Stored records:
## begin
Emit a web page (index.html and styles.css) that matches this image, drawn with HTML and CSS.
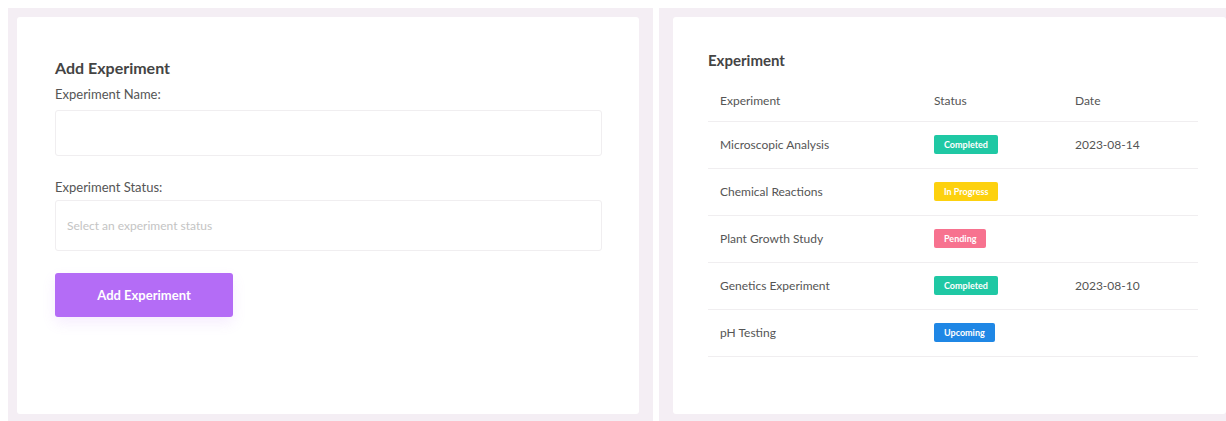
FILE: index.html
```html
<!DOCTYPE html>
<html lang="en">
<head>
<meta charset="utf-8">
<title>Experiments</title>
<link rel="stylesheet" href="styles.css">
</head>
<body>
<div class="page">
  <section class="col col-left">
    <div class="card form-card">
      <h2 class="card-title">Add Experiment</h2>
      <label class="field-label" for="exp-name">Experiment Name:</label>
      <input id="exp-name" class="field-input" type="text">
      <label class="field-label label-status" for="exp-status">Experiment Status:</label>
      <div id="exp-status" class="field-select">Select an experiment status</div>
      <button class="btn-primary" type="button">Add Experiment</button>
    </div>
  </section>
  <section class="col col-right">
    <div class="card table-card">
      <h2 class="card-title table-title">Experiment</h2>
      <table class="exp-table">
        <thead>
          <tr><th>Experiment</th><th>Status</th><th>Date</th></tr>
        </thead>
        <tbody>
          <tr><td>Microscopic Analysis</td><td><span class="badge badge-done">Completed</span></td><td>2023-08-14</td></tr>
          <tr><td>Chemical Reactions</td><td><span class="badge badge-progress">In Progress</span></td><td></td></tr>
          <tr><td>Plant Growth Study</td><td><span class="badge badge-pending">Pending</span></td><td></td></tr>
          <tr><td>Genetics Experiment</td><td><span class="badge badge-done">Completed</span></td><td>2023-08-10</td></tr>
          <tr><td>pH Testing</td><td><span class="badge badge-upcoming">Upcoming</span></td><td></td></tr>
        </tbody>
      </table>
    </div>
  </section>
</div>
</body>
</html>
```

FILE: styles.css
```css
* {
  box-sizing: border-box;
}

html, body {
  margin: 0;
  padding: 0;
  background: #ffffff;
  overflow: hidden;
}

body {
  font-family: Lato, "Noto Sans", sans-serif;
  color: #555;
}

.page {
  display: grid;
  grid-template-columns: 645px 567px;
  gap: 6px;
  padding: 8px 0 0 8px;
  height: 421px;
}

.col {
  background: #f4eef4;
  display: flex;
}

.col-left {
  padding: 9px 14px 7px 9px;
}

.col-right {
  padding: 9px 0 7px 14px;
}

.card {
  background: #fff;
  border-radius: 3px;
  flex: 1;
}

.card-title {
  margin: 0;
  font-size: 16px;
  line-height: 22px;
  font-weight: 700;
  color: #444;
}

/* form side */
.form-card {
  padding: 40px 37px 0 38px;
  display: flex;
  flex-direction: column;
  align-items: flex-start;
}

.field-label {
  display: block;
  margin-top: 6px;
  font-size: 13px;
  line-height: 18px;
  color: #555;
}

.label-status {
  margin-top: 22px;
}

.field-input,
.field-select {
  display: block;
  width: 547px;
  margin-top: 7px;
  border: 1px solid #f0eef0;
  border-radius: 3px;
  background: #fff;
  font: inherit;
}

.field-input {
  height: 46px;
}

.field-select {
  height: 51px;
  margin-top: 4px;
  padding: 0 11px;
  display: flex;
  align-items: center;
  font-size: 12px;
  color: #c4c4c4;
}

.btn-primary {
  margin-top: 22px;
  width: 178px;
  height: 44px;
  border: none;
  border-radius: 3px;
  background: #b46cf6;
  color: #fff;
  font-family: inherit;
  font-size: 13px;
  font-weight: 700;
  box-shadow: 0 6px 14px rgba(180, 108, 246, 0.12);
}

/* table side */
.table-card {
  padding: 33px 0 0 35px;
}

.table-title {
  font-size: 15px;
  line-height: 20px;
}

.exp-table {
  margin-top: 11px;
  width: 490px;
  border-collapse: collapse;
  font-size: 12px;
  color: #555;
}

.exp-table th {
  text-align: left;
  font-weight: 400;
  height: 40px;
  padding: 0 12px;
  border-bottom: 1px solid #f0eef0;
}

.exp-table td {
  height: 47px;
  padding: 0 12px;
  border-bottom: 1px solid #f0eef0;
}

.exp-table th:nth-child(1),
.exp-table td:nth-child(1) {
  width: 214px;
}

.exp-table th:nth-child(2),
.exp-table td:nth-child(2) {
  width: 141px;
}

.badge {
  display: inline-block;
  padding: 0 10px;
  height: 19px;
  line-height: 19px;
  border-radius: 2px;
  font-size: 9px;
  font-weight: 700;
  color: #fff;
}

.badge-done { background: #1fc8a4; }
.badge-progress { background: #fdd10e; }
.badge-pending { background: #f7728f; }
.badge-upcoming { background: #1f87e5; }
```
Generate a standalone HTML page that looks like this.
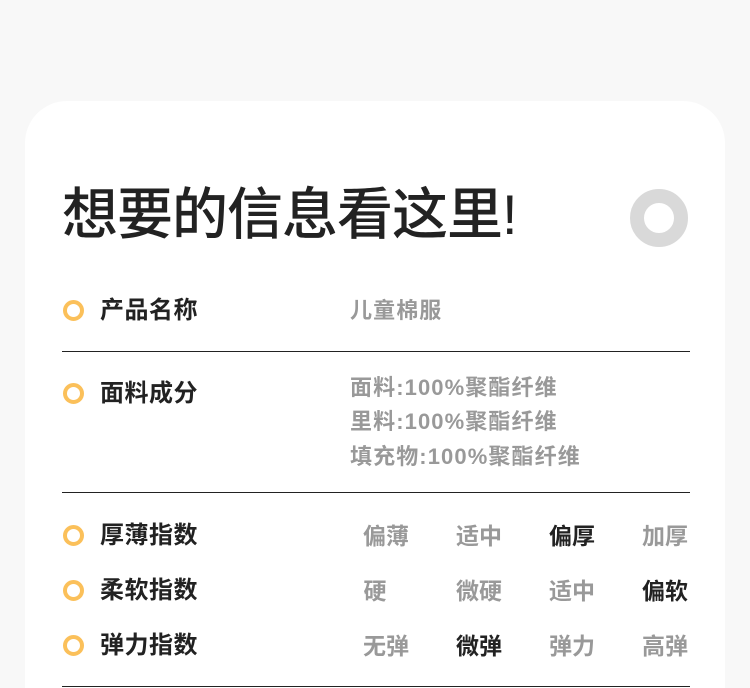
## end
Repeat the records above exactly, omitting every picture.

Emit a web page (index.html and styles.css) that matches this image, drawn with HTML and CSS.
FILE: index.html
```html
<!DOCTYPE html>
<html lang="en">
<head>
<meta charset="utf-8">
<title>Experiments</title>
<link rel="stylesheet" href="styles.css">
</head>
<body>
<div class="page">
  <section class="col col-left">
    <div class="card form-card">
      <h2 class="card-title">Add Experiment</h2>
      <label class="field-label" for="exp-name">Experiment Name:</label>
      <input id="exp-name" class="field-input" type="text">
      <label class="field-label label-status" for="exp-status">Experiment Status:</label>
      <div id="exp-status" class="field-select">Select an experiment status</div>
      <button class="btn-primary" type="button">Add Experiment</button>
    </div>
  </section>
  <section class="col col-right">
    <div class="card table-card">
      <h2 class="card-title table-title">Experiment</h2>
      <table class="exp-table">
        <thead>
          <tr><th>Experiment</th><th>Status</th><th>Date</th></tr>
        </thead>
        <tbody>
          <tr><td>Microscopic Analysis</td><td><span class="badge badge-done">Completed</span></td><td>2023-08-14</td></tr>
          <tr><td>Chemical Reactions</td><td><span class="badge badge-progress">In Progress</span></td><td></td></tr>
          <tr><td>Plant Growth Study</td><td><span class="badge badge-pending">Pending</span></td><td></td></tr>
          <tr><td>Genetics Experiment</td><td><span class="badge badge-done">Completed</span></td><td>2023-08-10</td></tr>
          <tr><td>pH Testing</td><td><span class="badge badge-upcoming">Upcoming</span></td><td></td></tr>
        </tbody>
      </table>
    </div>
  </section>
</div>
</body>
</html>
```

FILE: styles.css
```css
* {
  box-sizing: border-box;
}

html, body {
  margin: 0;
  padding: 0;
  background: #ffffff;
  overflow: hidden;
}

body {
  font-family: Lato, "Noto Sans", sans-serif;
  color: #555;
}

.page {
  display: grid;
  grid-template-columns: 645px 567px;
  gap: 6px;
  padding: 8px 0 0 8px;
  height: 421px;
}

.col {
  background: #f4eef4;
  display: flex;
}

.col-left {
  padding: 9px 14px 7px 9px;
}

.col-right {
  padding: 9px 0 7px 14px;
}

.card {
  background: #fff;
  border-radius: 3px;
  flex: 1;
}

.card-title {
  margin: 0;
  font-size: 16px;
  line-height: 22px;
  font-weight: 700;
  color: #444;
}

/* form side */
.form-card {
  padding: 40px 37px 0 38px;
  display: flex;
  flex-direction: column;
  align-items: flex-start;
}

.field-label {
  display: block;
  margin-top: 6px;
  font-size: 13px;
  line-height: 18px;
  color: #555;
}

.label-status {
  margin-top: 22px;
}

.field-input,
.field-select {
  display: block;
  width: 547px;
  margin-top: 7px;
  border: 1px solid #f0eef0;
  border-radius: 3px;
  background: #fff;
  font: inherit;
}

.field-input {
  height: 46px;
}

.field-select {
  height: 51px;
  margin-top: 4px;
  padding: 0 11px;
  display: flex;
  align-items: center;
  font-size: 12px;
  color: #c4c4c4;
}

.btn-primary {
  margin-top: 22px;
  width: 178px;
  height: 44px;
  border: none;
  border-radius: 3px;
  background: #b46cf6;
  color: #fff;
  font-family: inherit;
  font-size: 13px;
  font-weight: 700;
  box-shadow: 0 6px 14px rgba(180, 108, 246, 0.12);
}

/* table side */
.table-card {
  padding: 33px 0 0 35px;
}

.table-title {
  font-size: 15px;
  line-height: 20px;
}

.exp-table {
  margin-top: 11px;
  width: 490px;
  border-collapse: collapse;
  font-size: 12px;
  color: #555;
}

.exp-table th {
  text-align: left;
  font-weight: 400;
  height: 40px;
  padding: 0 12px;
  border-bottom: 1px solid #f0eef0;
}

.exp-table td {
  height: 47px;
  padding: 0 12px;
  border-bottom: 1px solid #f0eef0;
}

.exp-table th:nth-child(1),
.exp-table td:nth-child(1) {
  width: 214px;
}

.exp-table th:nth-child(2),
.exp-table td:nth-child(2) {
  width: 141px;
}

.badge {
  display: inline-block;
  padding: 0 10px;
  height: 19px;
  line-height: 19px;
  border-radius: 2px;
  font-size: 9px;
  font-weight: 700;
  color: #fff;
}

.badge-done { background: #1fc8a4; }
.badge-progress { background: #fdd10e; }
.badge-pending { background: #f7728f; }
.badge-upcoming { background: #1f87e5; }
```
Generate a standalone HTML page that looks like this.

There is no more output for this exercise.